Anderson utilizes repetition and sentimental accessorizing to enhance narrative. In The Royal Tenenbaums, the children appear to suffer from Peter Pan syndrome. As child prodigies, Gwyneth Paltrow’s “Margot”and Luke Wilson’s “Richie” are styled identically as kids and adults. "Margot," with her signature red gem hair barrette that remains untouched through her many flings and phases. Her source of stability is found through her style: a mink fur coat, a brown leather Birkin, and striped Lacoste tennis dresses. “Richie," a failed tennis pro, clings to his past by wearing his navy and red striped sweatband, matching his polo shirt collars, even long after his last match.

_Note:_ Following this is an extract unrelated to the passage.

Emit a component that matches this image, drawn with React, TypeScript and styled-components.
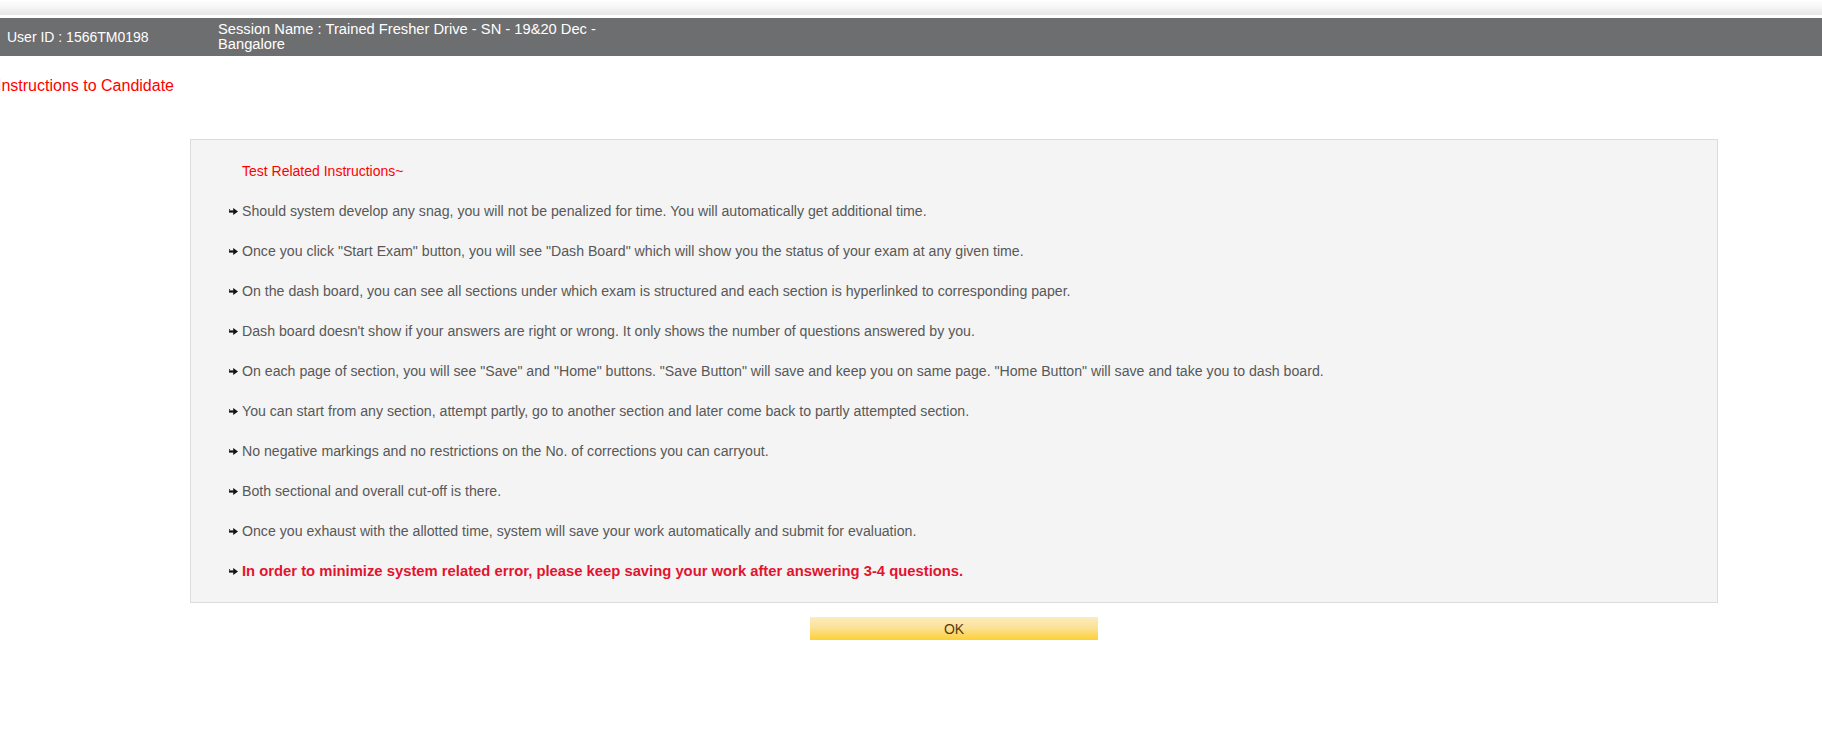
import React from "react";
import styled, { createGlobalStyle } from "styled-components";

const GlobalStyle = createGlobalStyle`
  html, body {
    margin: 0;
    padding: 0;
    background: #ffffff;
    font-family: "Liberation Sans", Arial, sans-serif;
  }
  body { overflow: hidden; }
`;

const Page = styled.div`
  width: 1822px;
  min-height: 745px;
  background: #fff;
`;

const TopStrip = styled.div`
  height: 15px;
  margin-bottom: 3px;
  background: linear-gradient(to bottom, #ffffff 0%, #f4f4f4 55%, #e6e6e6 100%);
`;

const InfoBar = styled.div`
  height: 38px;
  background: #6d6e70;
  display: flex;
  align-items: center;
  color: #ffffff;
  font-size: 14px;
`;

const InfoCell = styled.div<{ $w: number; $pl?: number; $fs?: number }>`
  width: ${(p) => p.$w}px;
  padding-left: ${(p) => p.$pl ?? 0}px;
  font-size: ${(p) => p.$fs ?? 14}px;
  box-sizing: border-box;
  line-height: 15px;
`;

const PageTitle = styled.div`
  margin: 21px 0 0 -3px;
  color: #ff0000;
  font-size: 16px;
  line-height: 18px;
`;

const Main = styled.div`
  width: 1528px;
  margin: 44px 0 0 190px;
  display: flex;
  flex-direction: column;
  align-items: center;
`;

const Panel = styled.div`
  width: 100%;
  box-sizing: border-box;
  background: #f4f4f4;
  border: 1px solid #dcdcdc;
  padding: 11px 0 11px 38px;
`;

const Row = styled.div<{ $variant?: "title" | "normal" | "alert" }>`
  height: 40px;
  display: flex;
  align-items: center;
  gap: 4px;
  font-size: ${(p) => (p.$variant === "alert" ? 14.8 : p.$variant === "title" ? 14 : 14.15)}px;
  font-weight: ${(p) => (p.$variant === "alert" ? 700 : 400)};
  color: ${(p) =>
    p.$variant === "title" ? "#ff0000" : p.$variant === "alert" ? "#e3132f" : "#585858"};
  padding-left: ${(p) => (p.$variant === "title" ? 13 : 0)}px;
  white-space: nowrap;
`;

const ArrowIcon = styled.svg`
  flex: none;
  width: 9px;
  height: 7px;
  margin-top: 1px;
`;

const Arrow = () => (
  <ArrowIcon viewBox="0 0 9 7">
    <rect x="0" y="2.4" width="4.5" height="2.2" fill="#111" />
    <rect x="0" y="1.2" width="1" height="1" fill="#111" />
    <path d="M4.2 0 L9 3.5 L4.2 7 Z" fill="#111" />
  </ArrowIcon>
);

const OkButton = styled.button`
  margin-top: 14px;
  width: 288px;
  height: 23px;
  border: none;
  padding: 0;
  background: linear-gradient(to bottom, #fcecbd 0%, #fbe29a 45%, #fdd035 100%);
  color: #5a3a0c;
  font-family: "Liberation Sans", Arial, sans-serif;
  font-size: 14px;
  cursor: pointer;
`;

const items: { text: string; alert?: boolean }[] = [
  { text: "Should system develop any snag, you will not be penalized for time. You will automatically get additional time." },
  { text: 'Once you click "Start Exam" button, you will see "Dash Board" which will show you the status of your exam at any given time.' },
  { text: "On the dash board, you can see all sections under which exam is structured and each section is hyperlinked to corresponding paper." },
  { text: "Dash board doesn't show if your answers are right or wrong. It only shows the number of questions answered by you." },
  { text: 'On each page of section, you will see "Save" and "Home" buttons. "Save Button" will save and keep you on same page. "Home Button" will save and take you to dash board.' },
  { text: "You can start from any section, attempt partly, go to another section and later come back to partly attempted section." },
  { text: "No negative markings and no restrictions on the No. of corrections you can carryout." },
  { text: "Both sectional and overall cut-off is there." },
  { text: "Once you exhaust with the allotted time, system will save your work automatically and submit for evaluation." },
  { text: "In order to minimize system related error, please keep saving your work after answering 3-4 questions.", alert: true },
];

export default function App() {
  return (
    <Page>
      <GlobalStyle />
      <TopStrip />
      <InfoBar>
        <InfoCell $w={218} $pl={7}>User ID : 1566TM0198</InfoCell>
        <InfoCell $w={420} $fs={14.7}>Session Name : Trained Fresher Drive - SN - 19&amp;20 Dec - Bangalore</InfoCell>
      </InfoBar>
      <PageTitle>Instructions to Candidate</PageTitle>
      <Main>
        <Panel>
          <Row $variant="title">Test Related Instructions~</Row>
          {items.map((it, i) => (
            <Row key={i} $variant={it.alert ? "alert" : "normal"}>
              <Arrow />
              <span>{it.text}</span>
            </Row>
          ))}
        </Panel>
        <OkButton>OK</OkButton>
      </Main>
    </Page>
  );
}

Another instance of this familial connection shines blatantly, in Darjeeling Limited, the Whitman brothers reunite after their father’s passing. Adrien Brody’s “Peter Whitman '' wears his father’s prescription tortoise shell blue tinted aviators. Their father’s monogrammed 10 piece luggage set, customized with a unique Louis Vuitton palm tree and safari animal print, becomes a significant prop. The luggage makes its most poignant appearance when thrown to the dust as they board their final train. Moonrise Kingdom’s “Suzy Bishop” also carries personalized objects when she runs away from home. A suitcase brimmed by books so catered to her that they’re not real. She is gifted fish hook-rigged scarab beetle earrings, made and pierced for her by partner in crime, “Sam” that she never removes. Serving as a token of their connection, they become synonymous with Suzy’s character.
Wes Anderson has been able to capture with nuanced detail an element of style so rooted in reality that it defies exact replication. It’s a trait that can’t be acquired through TikTok note taking or SSENSE trolling. While it's possible to mimic the resurrected vintage and pastel perfection, Anderson's films employ a stylistic level of taste, trust, and personal POV that is found innately and through curation that averts trends. It’s your grandfather’s inherited orange tinted Ray Ban aviators. It’s the way your partner’s hoodie fits. It’s an actual painter's pair of pants. It's a stolen robe, not a Hotel Chevalier Anderson knock-off, but from a hotel you loved and lost at.